My first guess would be less surface for contact, thus less heat transfer. But the corners are also colored differently, I'm not sure why that's the case. They probably cool down quicker?
I assumed the color difference is just that they are actually cooler, so yeah, they cool down quicker. And not just "quicker": the difference must be huge in order for it to be completely safe to grab the corners and actually dangerous to grab the faces. But why?
> Space Shuttle thermal tiles conduct heat so poorly that (...)
This is nitpicking but it seems odd to use a negative value adjective like "poorly" as if high thermal conductivity would then be "excellent", instead of just saying something neutral like "low heat conductivity". I don't know, it just struck me as odd.
Sure, but in the case of copper you want to conduct electricity, so it makes sense to say that it conducts it "well". In the case where you want to avoid head conduction, like when re-entering the atmosphere, you don't want heat to be conducted, so a "poor" conduction is actually "good". I thought it sounded a bit odd, but since I'm being downvoted I'm assuming not many people agree, I thought I'd just point out that I thought it was interesting and/or caused some dissonance for me at least as a reader.

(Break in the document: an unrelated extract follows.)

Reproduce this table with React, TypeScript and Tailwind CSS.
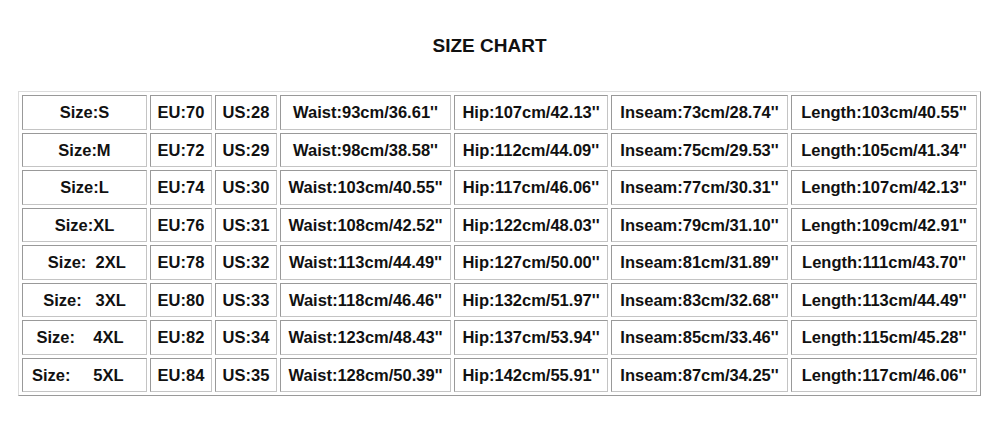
const rows = [
  ['Size:S', 'EU:70', 'US:28', "Waist:93cm/36.61''", "Hip:107cm/42.13''", "Inseam:73cm/28.74''", "Length:103cm/40.55''"],
  ['Size:M', 'EU:72', 'US:29', "Waist:98cm/38.58''", "Hip:112cm/44.09''", "Inseam:75cm/29.53''", "Length:105cm/41.34''"],
  ['Size:L', 'EU:74', 'US:30', "Waist:103cm/40.55''", "Hip:117cm/46.06''", "Inseam:77cm/30.31''", "Length:107cm/42.13''"],
  ['Size:XL', 'EU:76', 'US:31', "Waist:108cm/42.52''", "Hip:122cm/48.03''", "Inseam:79cm/31.10''", "Length:109cm/42.91''"],
  [' Size:  2XL', 'EU:78', 'US:32', "Waist:113cm/44.49''", "Hip:127cm/50.00''", "Inseam:81cm/31.89''", "Length:111cm/43.70''"],
  ['Size:   3XL', 'EU:80', 'US:33', "Waist:118cm/46.46''", "Hip:132cm/51.97''", "Inseam:83cm/32.68''", "Length:113cm/44.49''"],
  ['Size:    4XL  ', 'EU:82', 'US:34', "Waist:123cm/48.43''", "Hip:137cm/53.94''", "Inseam:85cm/33.46''", "Length:115cm/45.28''"],
  ['Size:     5XL   ', 'EU:84', 'US:35', "Waist:128cm/50.39''", "Hip:142cm/55.91''", "Inseam:87cm/34.25''", "Length:117cm/46.06''"],
]

const widths = ['w-[125px]', 'w-[62px]', 'w-[62px]', 'w-[171px]', 'w-[154px]', 'w-[177px]', 'w-[186px]']

export default function App() {
  return (
    <div className="w-[1000px] h-[421px] bg-white text-[#111] font-['Liberation_Sans',Arial,sans-serif] font-bold">
      <h1 className="pt-[35px] pr-[21px] text-center text-[19px] leading-[22px] font-bold">SIZE CHART</h1>
      <table className="mt-[34px] ml-[18px] border-separate border-spacing-x-[3px] border-spacing-y-[3.5px] border border-t-[#dcdcdc] border-l-[#dcdcdc] border-r-[#9a9a9a] border-b-[#9a9a9a] table-fixed">
        <tbody>
          {rows.map((r, i) => (
            <tr key={i}>
              {r.map((c, j) => (
                <td
                  key={j}
                  className={`${widths[j]} h-[34.5px] p-0 text-center text-[16.5px] leading-none whitespace-pre border border-t-[#999] border-l-[#999] border-r-[#c4c4c4] border-b-[#c4c4c4]`}
                >
                  {c}
                </td>
              ))}
            </tr>
          ))}
        </tbody>
      </table>
    </div>
  )
}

That's my point. If you're designing a suit that should stop yourself from being electrocuted it sounds weird saying that copper has "excellent" conductivity, it's not really excellent in the context you're talking about.
"Copper has excellent conductivity therefore it wouldn't be a great material to make a suit out of if you want to stop yourself from being electrocuted... You'd want a material that was an excellent insulator!"
That's a funny term, and that's kind of what I'm talking about, as a reader it causes discord to me when positive adjectives are used to describe something that is unwanted, but "misconducting" heat is an example of exactly what you want to happen in the scenario.